Without understanding where these different demographics are searching, Gymshark would risk concentrating all its SEO efforts on traditional Google rankings while competitors like Alphalete or YoungLA quietly build authority through creator partnerships and social search optimisation in the spaces where their target audience is actually discovering new brands. 

This is where audience analysis becomes essential. Identifying where your customers “play” – whether in traditional search, social search or AI-driven interfaces – ensures you don’t lose ground to local competitors or nimble challengers who are already gaining traction in these spaces. 

The new search reality 

AI search is accelerating the shift toward “zero-click” journeys, where users get answers instantly, without ever visiting a brand’s site. For marketers, this breaks the old model of measurement. Traffic alone won’t cut it. What matters now is visibility: share of voice in AI summaries, brand mentions and citations, and engagement with structured content across platforms. 

That shift also demands a new mindset.
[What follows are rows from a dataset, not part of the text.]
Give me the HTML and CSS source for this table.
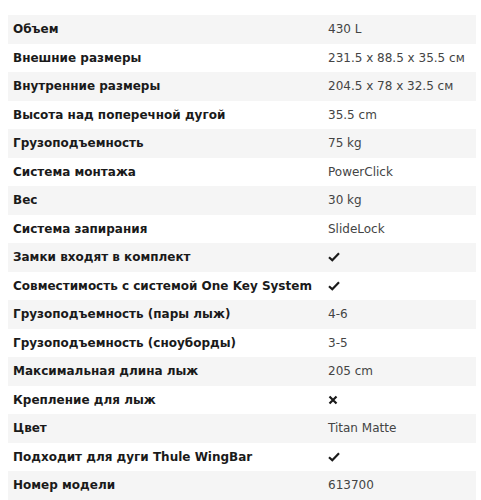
FILE: index.html
```html
<!DOCTYPE html>
<html lang="ru">
<head>
<meta charset="utf-8">
<link rel="stylesheet" href="styles.css">
</head>
<body>
<table class="specs">
<colgroup><col class="c1"><col class="c2"></colgroup>
<tbody>
<tr><th>Объем</th><td>430 L</td></tr>
<tr><th>Внешние размеры</th><td>231.5 x 88.5 x 35.5 см</td></tr>
<tr><th>Внутренние размеры</th><td>204.5 x 78 x 32.5 см</td></tr>
<tr><th>Высота над поперечной дугой</th><td>35.5 cm</td></tr>
<tr><th>Грузоподъемность</th><td>75 kg</td></tr>
<tr><th>Система монтажа</th><td>PowerClick</td></tr>
<tr><th>Вес</th><td>30 kg</td></tr>
<tr><th>Система запирания</th><td>SlideLock</td></tr>
<tr><th>Замки входят в комплект</th><td><svg class="ic" width="12" height="10" viewBox="0 0 12 10"><path d="M1 5.2 L4.3 8.2 L11 1.3" fill="none" stroke="#1a1a1a" stroke-width="2.2"/></svg></td></tr>
<tr><th>Совместимость с системой One Key System</th><td><svg class="ic" width="12" height="10" viewBox="0 0 12 10"><path d="M1 5.2 L4.3 8.2 L11 1.3" fill="none" stroke="#1a1a1a" stroke-width="2.2"/></svg></td></tr>
<tr><th>Грузоподъемность (пары лыж)</th><td>4-6</td></tr>
<tr><th>Грузоподъемность (сноуборды)</th><td>3-5</td></tr>
<tr><th>Максимальная длина лыж</th><td>205 cm</td></tr>
<tr><th>Крепление для лыж</th><td><svg class="ic" width="10" height="10" viewBox="0 0 10 10"><path d="M1.5 1.5 L8.5 8.5 M8.5 1.5 L1.5 8.5" fill="none" stroke="#1a1a1a" stroke-width="2.2"/></svg></td></tr>
<tr><th>Цвет</th><td>Titan Matte</td></tr>
<tr><th>Подходит для дуги Thule WingBar</th><td><svg class="ic" width="12" height="10" viewBox="0 0 12 10"><path d="M1 5.2 L4.3 8.2 L11 1.3" fill="none" stroke="#1a1a1a" stroke-width="2.2"/></svg></td></tr>
<tr><th>Номер модели</th><td>613700</td></tr>
</tbody>
</table>
</body>
</html>
```
FILE: styles.css
```css
html, body {
  margin: 0;
  background: #fff;
}
body {
  padding: 15px 5px 0 8px;
  font-family: "DejaVu Sans", Verdana, sans-serif;
  font-size: 12px;
}
.specs {
  width: 468px;
  border-collapse: collapse;
  table-layout: fixed;
}
.c1 { width: 315px; }
.specs tr {
  height: 28.5px;
}
.specs tr:nth-child(odd) {
  background: #f5f5f5;
}
.specs th,
.specs td {
  padding: 0 5px;
  text-align: left;
  vertical-align: middle;
  line-height: 16px;
  white-space: nowrap;
}
.specs th {
  font-weight: bold;
  color: #1a1a1a;
}
.specs td {
  color: #444;
}
.ic {
  display: block;
}
```
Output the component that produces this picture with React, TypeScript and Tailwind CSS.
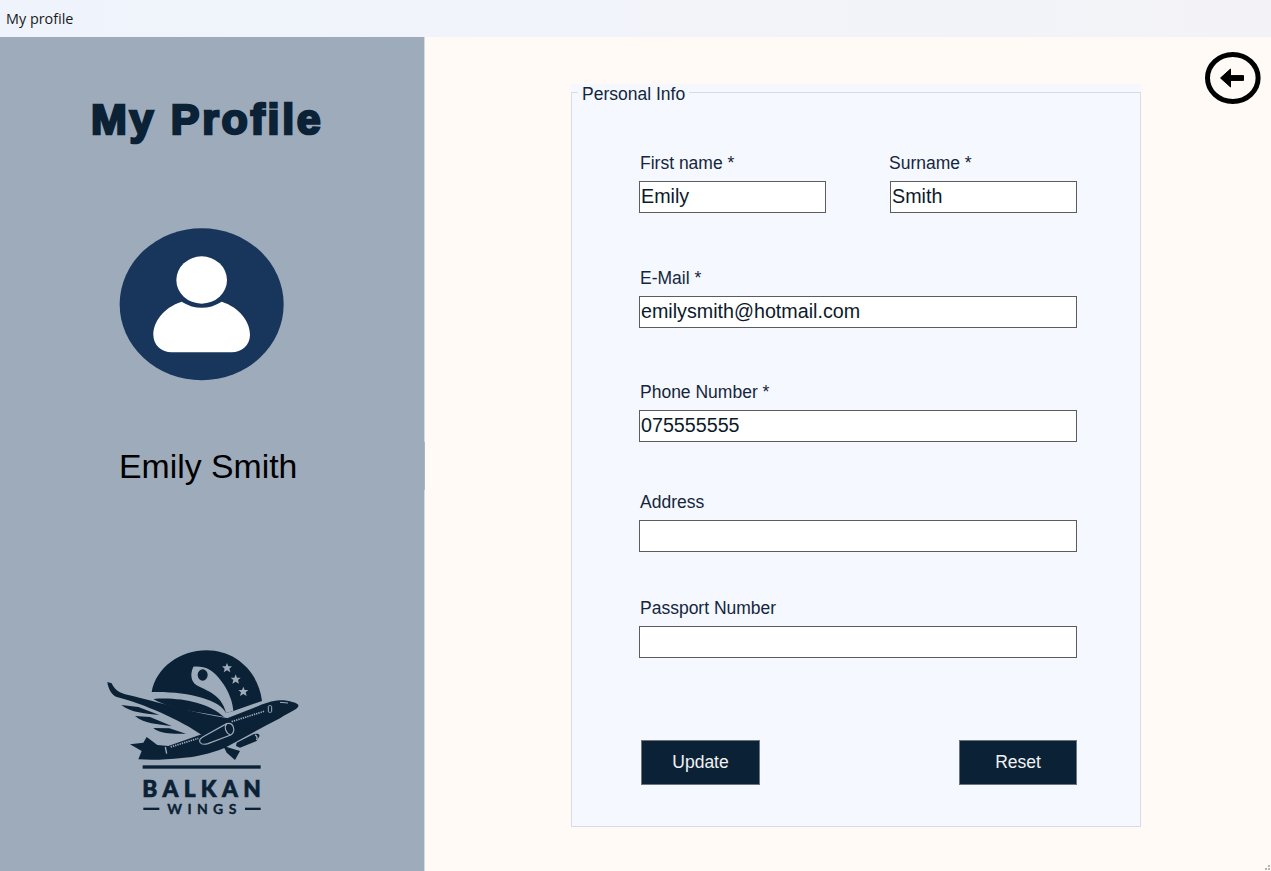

SEO isn’t dead, but it’s no longer enough. Brands need to think in terms of search experience optimisation – creating content that AI can parse, signals it can trust, and assets that resonate wherever users are searching, from traditional engines to social to voice. Search today is more visual, conversational and intent-driven, and strategies need to evolve with it. 

Looming over all of this is governance, or rather, the lack of it. With no clear rules on how AI search systems operate or how brands are represented, unpredictability is the norm. That creates risk, but also responsibility. Brands that proactively safeguard their reputation, while adapting to these new behaviours, will be the ones that shape the road ahead. 

Embracing the new frontier 

AI-powered search isn’t just a technological update. It’s a fundamental shift in how people discover and engage with information. Brands that cling to the old model of search will quickly lose ground, while those that adapt will not only remain relevant but thrive. 

That adaptation starts with visibility. Brands need to understand where they already appear across AI overviews, social search results and traditional listings. 

From there, the focus should be on creating structured, intent-driven content—content that offers clarity, context and authority, and therefore has the best chance of being surfaced in AI-generated summaries. At the same time, audience analysis has never been more important: mapping demographic behaviours ensures brands are showing up in the places their customers are actually searching. As we explore in our whitepaper on the future of search, this shift isn’t about replacing existing strategies, but rather rethinking how visibility is built within a multi-layered search ecosystem. 

Above all, agility is key. This landscape is moving quickly, and the brands that stay curious – testing, learning and iterating – will be the ones to stay ahead. The lesson is simple: don’t wait for AI search to “arrive.” It’s already here, and the brands that prepare today will own the conversation tomorrow.